Sconfiggere l’Is non sarà la fine agli estremismi jihadisti in Siria nè dell’attivismo islamico ultraconservatore. Di rado si parla di un gruppo particolare, quello di Al Nusra, affiliato di Al Qaeda che con buone ralazioni, un’oratoria moderata e una strategia di assistenza sociale, ha accuratamente camuffato il proprio operato e la propria missione adeguandoli agli obiettivi dell’organizzazione madre. Questo, abbinato alla reputazione di una grande efficienza nei combattimenti, ha consentito ad Jabhat Al Nusra di mettere radici nella resistenza nazionalista siriana nonostante le sue radici ideologiche e organizzative globali e jihadiste.

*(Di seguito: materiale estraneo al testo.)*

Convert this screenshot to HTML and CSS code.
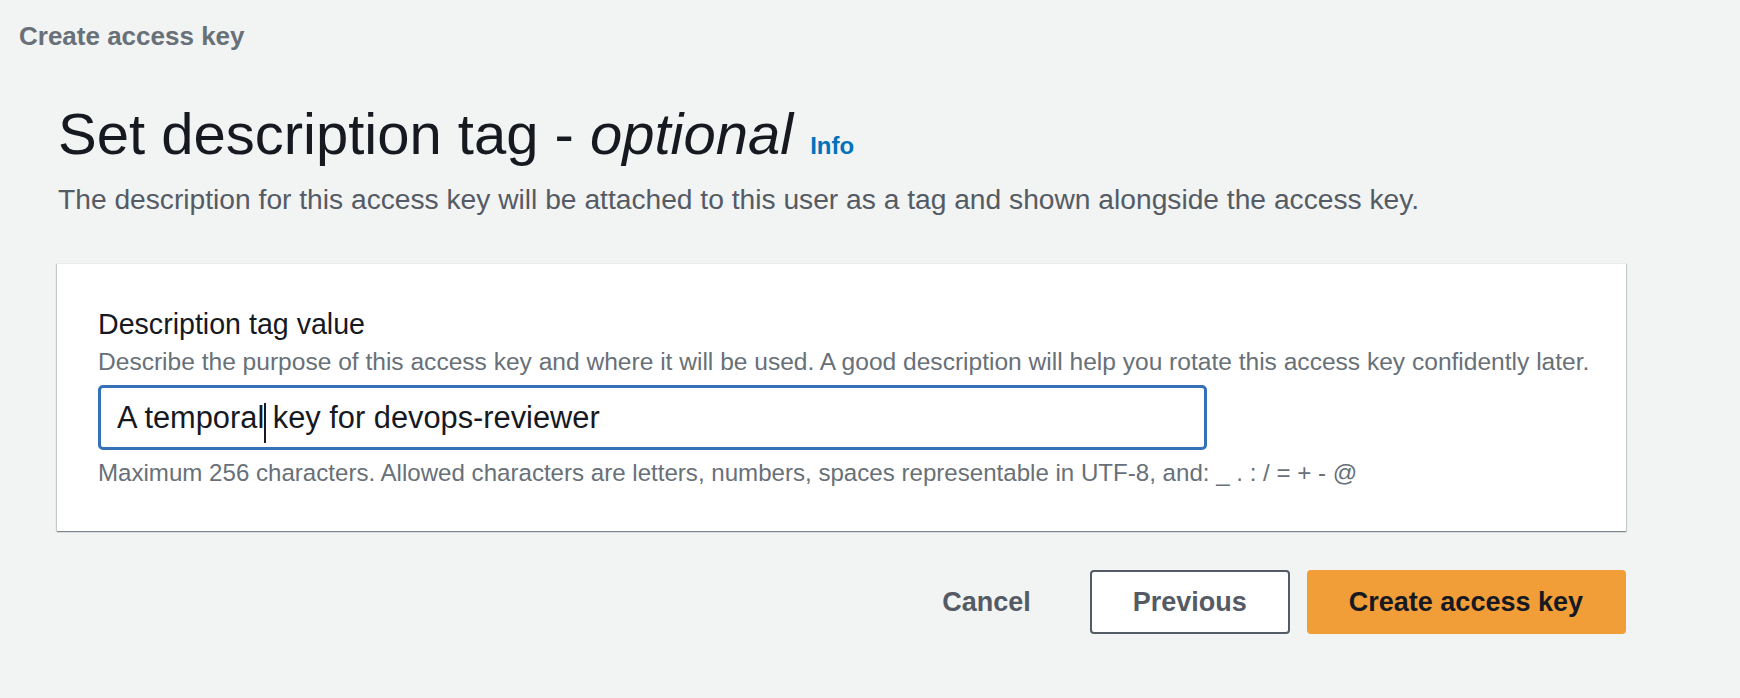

È stato proprio il successo di Jabhat Al Nusra ad aver indotto Al Baghdadi a prendere le distanze da Al Qaeda nel 2013. In seguito l’organizzazione ha sofferto un brutto colpo per mano dei suoi stessi compagni di battaglia armati di un tempo che l’hanno estromesso a forza da buona parte del territorio conquistato in Siria orientale. Se l’Is inizierà a disintegrarsi, Jabhat Al Nusra potrebbe essere il primo gruppo a trarne beneficio, riconquistando status, terreno, risorse ed effettivi. Jabhat Al Nusra può non essere coinvolto al momento in alcun attentato contro bersagli occidentali. Le fonti delle intelligence sono indecise sul livello attuale di pianificazione operativa e di effettiva capacità del gruppo di condurre attentati globali. Tutti, però, sanno che il vero erede del lascito di Osama Bin Laden è Jabhat Al Nusra, a prescindere da ciò che dichiara l’Is.
Ciò significa che la battaglia in corso contro il gruppo di Al Baghdadi – anche in caso di vittoria – potrebbe essere semplicemente una delle tante di una guerra molto più lunga in Siria e in Iraq.